*BRIEF:* Write out the records beneath this line exactly as they appear, minus any images.
═══ MATERIAL FOR THIS TASK
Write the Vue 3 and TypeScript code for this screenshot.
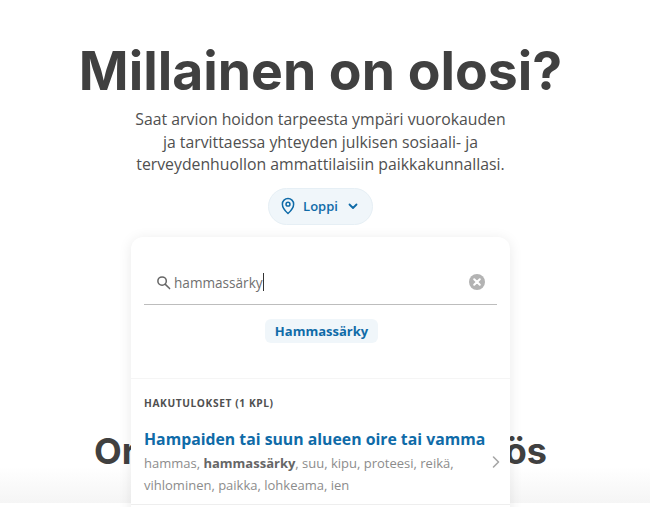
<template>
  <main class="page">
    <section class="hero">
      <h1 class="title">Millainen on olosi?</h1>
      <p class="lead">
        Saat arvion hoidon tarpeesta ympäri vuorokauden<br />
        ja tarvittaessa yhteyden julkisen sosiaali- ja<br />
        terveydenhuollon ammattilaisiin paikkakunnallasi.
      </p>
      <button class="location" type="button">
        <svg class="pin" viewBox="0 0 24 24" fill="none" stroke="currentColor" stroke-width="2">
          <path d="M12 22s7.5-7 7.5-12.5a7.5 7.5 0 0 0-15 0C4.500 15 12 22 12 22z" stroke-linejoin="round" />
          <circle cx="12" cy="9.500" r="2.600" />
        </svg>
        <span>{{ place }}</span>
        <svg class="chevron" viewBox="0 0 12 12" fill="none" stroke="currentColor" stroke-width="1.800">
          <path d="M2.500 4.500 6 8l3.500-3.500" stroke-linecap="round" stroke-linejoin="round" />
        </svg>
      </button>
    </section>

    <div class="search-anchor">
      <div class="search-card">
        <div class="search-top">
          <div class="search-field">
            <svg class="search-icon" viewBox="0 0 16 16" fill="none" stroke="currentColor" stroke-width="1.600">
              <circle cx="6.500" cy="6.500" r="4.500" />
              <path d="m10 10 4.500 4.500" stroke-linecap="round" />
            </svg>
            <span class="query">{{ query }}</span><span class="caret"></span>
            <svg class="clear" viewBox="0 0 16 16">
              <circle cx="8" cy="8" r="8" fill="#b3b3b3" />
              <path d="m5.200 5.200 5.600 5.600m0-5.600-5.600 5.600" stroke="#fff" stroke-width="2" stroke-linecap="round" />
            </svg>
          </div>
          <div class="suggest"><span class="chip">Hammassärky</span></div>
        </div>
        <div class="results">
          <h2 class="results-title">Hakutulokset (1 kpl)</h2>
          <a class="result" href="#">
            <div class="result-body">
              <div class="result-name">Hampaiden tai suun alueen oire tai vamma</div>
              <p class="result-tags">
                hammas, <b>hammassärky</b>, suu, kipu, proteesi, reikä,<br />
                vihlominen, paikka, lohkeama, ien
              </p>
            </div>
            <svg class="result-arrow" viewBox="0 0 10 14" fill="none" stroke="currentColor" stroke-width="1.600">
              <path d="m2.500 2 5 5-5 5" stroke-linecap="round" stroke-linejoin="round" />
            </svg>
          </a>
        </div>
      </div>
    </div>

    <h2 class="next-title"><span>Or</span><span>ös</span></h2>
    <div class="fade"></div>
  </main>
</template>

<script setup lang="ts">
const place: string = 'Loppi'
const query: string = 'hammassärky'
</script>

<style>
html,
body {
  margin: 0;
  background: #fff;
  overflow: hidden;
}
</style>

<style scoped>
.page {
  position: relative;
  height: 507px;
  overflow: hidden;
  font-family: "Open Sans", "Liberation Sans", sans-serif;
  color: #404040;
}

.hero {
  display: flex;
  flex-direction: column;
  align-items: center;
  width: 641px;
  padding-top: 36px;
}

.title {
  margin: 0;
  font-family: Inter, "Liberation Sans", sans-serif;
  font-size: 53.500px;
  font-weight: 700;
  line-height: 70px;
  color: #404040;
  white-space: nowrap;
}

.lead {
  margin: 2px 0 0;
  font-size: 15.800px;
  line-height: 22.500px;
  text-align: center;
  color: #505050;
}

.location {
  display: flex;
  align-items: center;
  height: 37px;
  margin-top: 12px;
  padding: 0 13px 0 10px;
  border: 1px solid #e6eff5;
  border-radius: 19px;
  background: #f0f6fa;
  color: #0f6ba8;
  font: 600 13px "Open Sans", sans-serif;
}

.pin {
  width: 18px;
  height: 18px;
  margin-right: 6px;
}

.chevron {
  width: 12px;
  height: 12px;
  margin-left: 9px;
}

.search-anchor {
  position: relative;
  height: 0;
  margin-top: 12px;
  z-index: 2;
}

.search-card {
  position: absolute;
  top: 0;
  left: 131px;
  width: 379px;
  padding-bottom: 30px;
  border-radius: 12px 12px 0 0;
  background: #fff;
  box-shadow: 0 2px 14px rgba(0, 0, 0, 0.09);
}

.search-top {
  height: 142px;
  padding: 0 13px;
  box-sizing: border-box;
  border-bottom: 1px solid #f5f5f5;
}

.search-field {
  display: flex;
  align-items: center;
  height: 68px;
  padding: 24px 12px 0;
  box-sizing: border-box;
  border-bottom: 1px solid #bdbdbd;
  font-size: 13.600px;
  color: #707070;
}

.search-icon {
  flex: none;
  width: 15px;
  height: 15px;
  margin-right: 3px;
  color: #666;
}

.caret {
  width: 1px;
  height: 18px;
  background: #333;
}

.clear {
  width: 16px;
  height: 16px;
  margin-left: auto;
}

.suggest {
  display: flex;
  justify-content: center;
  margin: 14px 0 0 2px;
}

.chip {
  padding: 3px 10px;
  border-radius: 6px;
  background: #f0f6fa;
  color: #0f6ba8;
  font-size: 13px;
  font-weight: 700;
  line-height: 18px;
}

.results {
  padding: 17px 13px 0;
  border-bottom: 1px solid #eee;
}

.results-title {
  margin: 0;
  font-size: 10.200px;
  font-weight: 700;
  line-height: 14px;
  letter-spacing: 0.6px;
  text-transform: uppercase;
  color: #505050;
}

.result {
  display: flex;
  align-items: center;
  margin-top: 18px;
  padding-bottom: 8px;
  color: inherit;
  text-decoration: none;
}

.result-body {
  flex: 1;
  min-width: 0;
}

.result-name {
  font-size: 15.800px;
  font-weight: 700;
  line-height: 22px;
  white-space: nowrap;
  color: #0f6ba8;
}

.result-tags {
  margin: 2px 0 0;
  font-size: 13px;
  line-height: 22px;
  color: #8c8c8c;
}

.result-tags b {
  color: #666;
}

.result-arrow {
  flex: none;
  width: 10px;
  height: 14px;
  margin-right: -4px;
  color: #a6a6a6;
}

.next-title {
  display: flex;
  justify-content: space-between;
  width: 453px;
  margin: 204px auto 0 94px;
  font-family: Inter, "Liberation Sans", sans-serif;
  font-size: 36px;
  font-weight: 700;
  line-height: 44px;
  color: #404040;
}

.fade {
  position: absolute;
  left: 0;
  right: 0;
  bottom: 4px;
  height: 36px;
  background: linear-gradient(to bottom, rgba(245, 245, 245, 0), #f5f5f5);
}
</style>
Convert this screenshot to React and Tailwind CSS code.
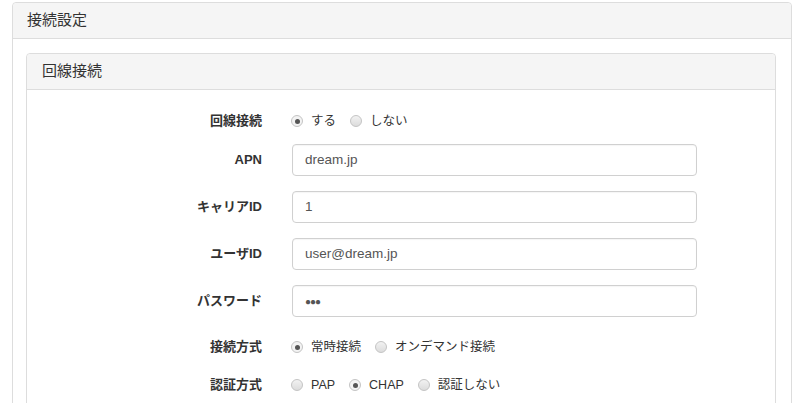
══════
*REPLY:*
Write the Vue 3 and TypeScript code for this screenshot.
<template>
  <main class="page">
    <section class="hero">
      <h1 class="title">Millainen on olosi?</h1>
      <p class="lead">
        Saat arvion hoidon tarpeesta ympäri vuorokauden<br />
        ja tarvittaessa yhteyden julkisen sosiaali- ja<br />
        terveydenhuollon ammattilaisiin paikkakunnallasi.
      </p>
      <button class="location" type="button">
        <svg class="pin" viewBox="0 0 24 24" fill="none" stroke="currentColor" stroke-width="2">
          <path d="M12 22s7.5-7 7.5-12.5a7.5 7.5 0 0 0-15 0C4.500 15 12 22 12 22z" stroke-linejoin="round" />
          <circle cx="12" cy="9.500" r="2.600" />
        </svg>
        <span>{{ place }}</span>
        <svg class="chevron" viewBox="0 0 12 12" fill="none" stroke="currentColor" stroke-width="1.800">
          <path d="M2.500 4.500 6 8l3.500-3.500" stroke-linecap="round" stroke-linejoin="round" />
        </svg>
      </button>
    </section>

    <div class="search-anchor">
      <div class="search-card">
        <div class="search-top">
          <div class="search-field">
            <svg class="search-icon" viewBox="0 0 16 16" fill="none" stroke="currentColor" stroke-width="1.600">
              <circle cx="6.500" cy="6.500" r="4.500" />
              <path d="m10 10 4.500 4.500" stroke-linecap="round" />
            </svg>
            <span class="query">{{ query }}</span><span class="caret"></span>
            <svg class="clear" viewBox="0 0 16 16">
              <circle cx="8" cy="8" r="8" fill="#b3b3b3" />
              <path d="m5.200 5.200 5.600 5.600m0-5.600-5.600 5.600" stroke="#fff" stroke-width="2" stroke-linecap="round" />
            </svg>
          </div>
          <div class="suggest"><span class="chip">Hammassärky</span></div>
        </div>
        <div class="results">
          <h2 class="results-title">Hakutulokset (1 kpl)</h2>
          <a class="result" href="#">
            <div class="result-body">
              <div class="result-name">Hampaiden tai suun alueen oire tai vamma</div>
              <p class="result-tags">
                hammas, <b>hammassärky</b>, suu, kipu, proteesi, reikä,<br />
                vihlominen, paikka, lohkeama, ien
              </p>
            </div>
            <svg class="result-arrow" viewBox="0 0 10 14" fill="none" stroke="currentColor" stroke-width="1.600">
              <path d="m2.500 2 5 5-5 5" stroke-linecap="round" stroke-linejoin="round" />
            </svg>
          </a>
        </div>
      </div>
    </div>

    <h2 class="next-title"><span>Or</span><span>ös</span></h2>
    <div class="fade"></div>
  </main>
</template>

<script setup lang="ts">
const place: string = 'Loppi'
const query: string = 'hammassärky'
</script>

<style>
html,
body {
  margin: 0;
  background: #fff;
  overflow: hidden;
}
</style>

<style scoped>
.page {
  position: relative;
  height: 507px;
  overflow: hidden;
  font-family: "Open Sans", "Liberation Sans", sans-serif;
  color: #404040;
}

.hero {
  display: flex;
  flex-direction: column;
  align-items: center;
  width: 641px;
  padding-top: 36px;
}

.title {
  margin: 0;
  font-family: Inter, "Liberation Sans", sans-serif;
  font-size: 53.500px;
  font-weight: 700;
  line-height: 70px;
  color: #404040;
  white-space: nowrap;
}

.lead {
  margin: 2px 0 0;
  font-size: 15.800px;
  line-height: 22.500px;
  text-align: center;
  color: #505050;
}

.location {
  display: flex;
  align-items: center;
  height: 37px;
  margin-top: 12px;
  padding: 0 13px 0 10px;
  border: 1px solid #e6eff5;
  border-radius: 19px;
  background: #f0f6fa;
  color: #0f6ba8;
  font: 600 13px "Open Sans", sans-serif;
}

.pin {
  width: 18px;
  height: 18px;
  margin-right: 6px;
}

.chevron {
  width: 12px;
  height: 12px;
  margin-left: 9px;
}

.search-anchor {
  position: relative;
  height: 0;
  margin-top: 12px;
  z-index: 2;
}

.search-card {
  position: absolute;
  top: 0;
  left: 131px;
  width: 379px;
  padding-bottom: 30px;
  border-radius: 12px 12px 0 0;
  background: #fff;
  box-shadow: 0 2px 14px rgba(0, 0, 0, 0.09);
}

.search-top {
  height: 142px;
  padding: 0 13px;
  box-sizing: border-box;
  border-bottom: 1px solid #f5f5f5;
}

.search-field {
  display: flex;
  align-items: center;
  height: 68px;
  padding: 24px 12px 0;
  box-sizing: border-box;
  border-bottom: 1px solid #bdbdbd;
  font-size: 13.600px;
  color: #707070;
}

.search-icon {
  flex: none;
  width: 15px;
  height: 15px;
  margin-right: 3px;
  color: #666;
}

.caret {
  width: 1px;
  height: 18px;
  background: #333;
}

.clear {
  width: 16px;
  height: 16px;
  margin-left: auto;
}

.suggest {
  display: flex;
  justify-content: center;
  margin: 14px 0 0 2px;
}

.chip {
  padding: 3px 10px;
  border-radius: 6px;
  background: #f0f6fa;
  color: #0f6ba8;
  font-size: 13px;
  font-weight: 700;
  line-height: 18px;
}

.results {
  padding: 17px 13px 0;
  border-bottom: 1px solid #eee;
}

.results-title {
  margin: 0;
  font-size: 10.200px;
  font-weight: 700;
  line-height: 14px;
  letter-spacing: 0.6px;
  text-transform: uppercase;
  color: #505050;
}

.result {
  display: flex;
  align-items: center;
  margin-top: 18px;
  padding-bottom: 8px;
  color: inherit;
  text-decoration: none;
}

.result-body {
  flex: 1;
  min-width: 0;
}

.result-name {
  font-size: 15.800px;
  font-weight: 700;
  line-height: 22px;
  white-space: nowrap;
  color: #0f6ba8;
}

.result-tags {
  margin: 2px 0 0;
  font-size: 13px;
  line-height: 22px;
  color: #8c8c8c;
}

.result-tags b {
  color: #666;
}

.result-arrow {
  flex: none;
  width: 10px;
  height: 14px;
  margin-right: -4px;
  color: #a6a6a6;
}

.next-title {
  display: flex;
  justify-content: space-between;
  width: 453px;
  margin: 204px auto 0 94px;
  font-family: Inter, "Liberation Sans", sans-serif;
  font-size: 36px;
  font-weight: 700;
  line-height: 44px;
  color: #404040;
}

.fade {
  position: absolute;
  left: 0;
  right: 0;
  bottom: 4px;
  height: 36px;
  background: linear-gradient(to bottom, rgba(245, 245, 245, 0), #f5f5f5);
}
</style>
Convert this screenshot to React and Tailwind CSS code.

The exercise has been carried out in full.